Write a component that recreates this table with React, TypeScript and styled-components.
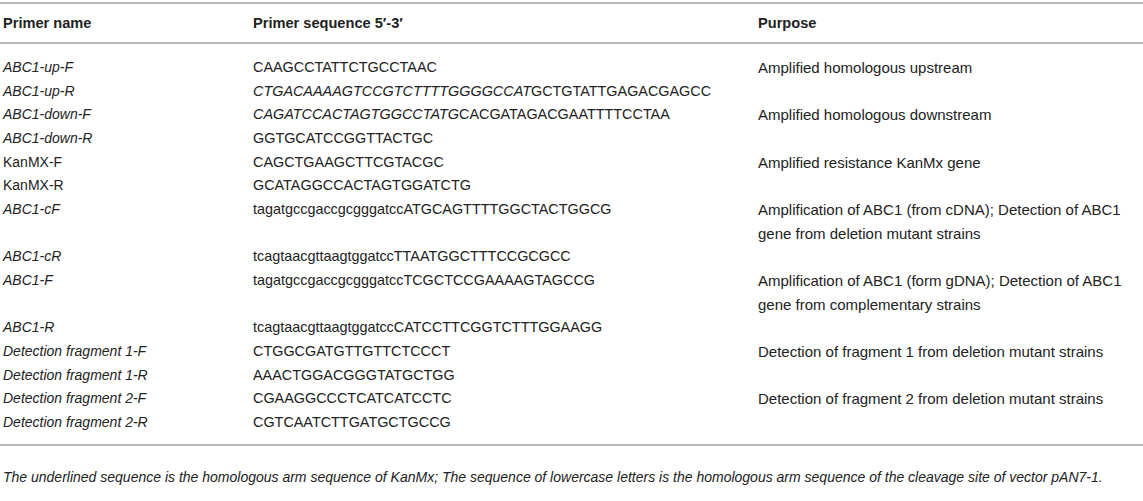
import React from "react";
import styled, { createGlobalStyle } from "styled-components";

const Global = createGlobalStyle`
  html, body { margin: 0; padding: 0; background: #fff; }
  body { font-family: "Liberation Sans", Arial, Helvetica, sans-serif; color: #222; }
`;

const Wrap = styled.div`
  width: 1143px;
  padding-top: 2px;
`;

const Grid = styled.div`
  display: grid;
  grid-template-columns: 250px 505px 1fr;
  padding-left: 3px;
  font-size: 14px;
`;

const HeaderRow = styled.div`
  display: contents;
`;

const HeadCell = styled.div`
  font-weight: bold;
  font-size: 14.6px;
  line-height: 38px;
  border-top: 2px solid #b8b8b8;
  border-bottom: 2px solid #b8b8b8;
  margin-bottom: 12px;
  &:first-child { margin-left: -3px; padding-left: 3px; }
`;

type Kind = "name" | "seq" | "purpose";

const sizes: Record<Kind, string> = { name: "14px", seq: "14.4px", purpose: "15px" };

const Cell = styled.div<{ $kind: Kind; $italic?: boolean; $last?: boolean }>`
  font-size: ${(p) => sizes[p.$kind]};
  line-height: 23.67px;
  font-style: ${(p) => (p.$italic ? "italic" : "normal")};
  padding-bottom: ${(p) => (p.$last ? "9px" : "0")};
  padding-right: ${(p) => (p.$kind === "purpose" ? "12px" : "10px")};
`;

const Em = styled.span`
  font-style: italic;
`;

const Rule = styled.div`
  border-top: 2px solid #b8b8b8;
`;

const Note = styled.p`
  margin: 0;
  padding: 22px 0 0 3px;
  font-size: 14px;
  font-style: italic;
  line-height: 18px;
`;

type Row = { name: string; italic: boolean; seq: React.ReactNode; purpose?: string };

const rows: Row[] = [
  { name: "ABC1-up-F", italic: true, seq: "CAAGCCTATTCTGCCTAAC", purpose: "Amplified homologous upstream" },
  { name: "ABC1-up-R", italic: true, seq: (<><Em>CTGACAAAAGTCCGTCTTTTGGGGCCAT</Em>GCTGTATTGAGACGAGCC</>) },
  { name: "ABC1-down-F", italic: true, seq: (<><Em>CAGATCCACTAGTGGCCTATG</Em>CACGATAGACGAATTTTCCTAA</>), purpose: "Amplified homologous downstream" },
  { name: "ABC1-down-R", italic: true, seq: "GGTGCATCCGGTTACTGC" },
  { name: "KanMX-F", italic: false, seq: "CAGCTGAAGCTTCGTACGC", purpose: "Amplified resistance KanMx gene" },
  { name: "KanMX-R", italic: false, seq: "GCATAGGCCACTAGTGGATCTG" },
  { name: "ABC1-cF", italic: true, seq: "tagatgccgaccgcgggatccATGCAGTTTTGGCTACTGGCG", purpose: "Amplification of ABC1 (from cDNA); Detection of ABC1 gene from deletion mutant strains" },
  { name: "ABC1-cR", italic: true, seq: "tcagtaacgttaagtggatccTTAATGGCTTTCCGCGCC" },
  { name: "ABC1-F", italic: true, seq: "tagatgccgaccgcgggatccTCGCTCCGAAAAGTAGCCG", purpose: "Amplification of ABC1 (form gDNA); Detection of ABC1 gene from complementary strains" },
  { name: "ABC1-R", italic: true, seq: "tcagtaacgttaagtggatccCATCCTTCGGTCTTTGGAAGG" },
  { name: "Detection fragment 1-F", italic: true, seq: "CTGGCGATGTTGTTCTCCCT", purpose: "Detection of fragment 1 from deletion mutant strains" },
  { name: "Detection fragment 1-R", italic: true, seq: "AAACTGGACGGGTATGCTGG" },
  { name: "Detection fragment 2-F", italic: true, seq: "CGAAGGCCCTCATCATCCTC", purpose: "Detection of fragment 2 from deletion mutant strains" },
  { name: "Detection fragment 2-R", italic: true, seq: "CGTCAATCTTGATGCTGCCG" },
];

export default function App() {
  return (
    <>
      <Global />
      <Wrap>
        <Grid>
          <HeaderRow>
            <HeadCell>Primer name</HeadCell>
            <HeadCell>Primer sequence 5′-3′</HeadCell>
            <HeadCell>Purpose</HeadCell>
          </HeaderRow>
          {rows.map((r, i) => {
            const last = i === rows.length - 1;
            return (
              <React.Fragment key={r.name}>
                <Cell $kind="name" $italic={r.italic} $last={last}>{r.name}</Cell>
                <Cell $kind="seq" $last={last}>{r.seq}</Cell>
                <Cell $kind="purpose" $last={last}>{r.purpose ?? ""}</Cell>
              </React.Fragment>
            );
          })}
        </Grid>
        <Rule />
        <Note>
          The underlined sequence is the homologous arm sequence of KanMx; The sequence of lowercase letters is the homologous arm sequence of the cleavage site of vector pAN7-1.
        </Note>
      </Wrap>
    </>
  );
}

* * *

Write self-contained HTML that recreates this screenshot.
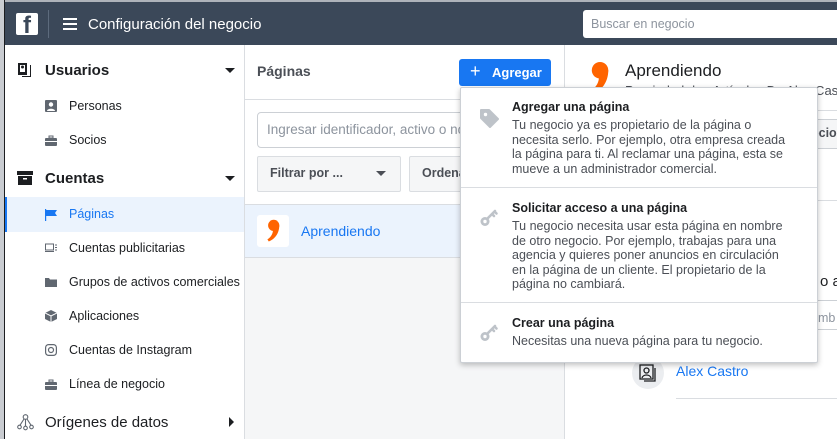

▸ **Task to carry out**: Nothing but the lines above, starting at the line that contains "Write a component" and ending at the line that contains "string; italic: boolean;", should be given again, exactly and without the pictures.

▸ **Exercise output**:
Write a component that recreates this table with React, TypeScript and styled-components.
import React from "react";
import styled, { createGlobalStyle } from "styled-components";

const Global = createGlobalStyle`
  html, body { margin: 0; padding: 0; background: #fff; }
  body { font-family: "Liberation Sans", Arial, Helvetica, sans-serif; color: #222; }
`;

const Wrap = styled.div`
  width: 1143px;
  padding-top: 2px;
`;

const Grid = styled.div`
  display: grid;
  grid-template-columns: 250px 505px 1fr;
  padding-left: 3px;
  font-size: 14px;
`;

const HeaderRow = styled.div`
  display: contents;
`;

const HeadCell = styled.div`
  font-weight: bold;
  font-size: 14.6px;
  line-height: 38px;
  border-top: 2px solid #b8b8b8;
  border-bottom: 2px solid #b8b8b8;
  margin-bottom: 12px;
  &:first-child { margin-left: -3px; padding-left: 3px; }
`;

type Kind = "name" | "seq" | "purpose";

const sizes: Record<Kind, string> = { name: "14px", seq: "14.4px", purpose: "15px" };

const Cell = styled.div<{ $kind: Kind; $italic?: boolean; $last?: boolean }>`
  font-size: ${(p) => sizes[p.$kind]};
  line-height: 23.67px;
  font-style: ${(p) => (p.$italic ? "italic" : "normal")};
  padding-bottom: ${(p) => (p.$last ? "9px" : "0")};
  padding-right: ${(p) => (p.$kind === "purpose" ? "12px" : "10px")};
`;

const Em = styled.span`
  font-style: italic;
`;

const Rule = styled.div`
  border-top: 2px solid #b8b8b8;
`;

const Note = styled.p`
  margin: 0;
  padding: 22px 0 0 3px;
  font-size: 14px;
  font-style: italic;
  line-height: 18px;
`;

type Row = { name: string; italic: boolean; seq: React.ReactNode; purpose?: string };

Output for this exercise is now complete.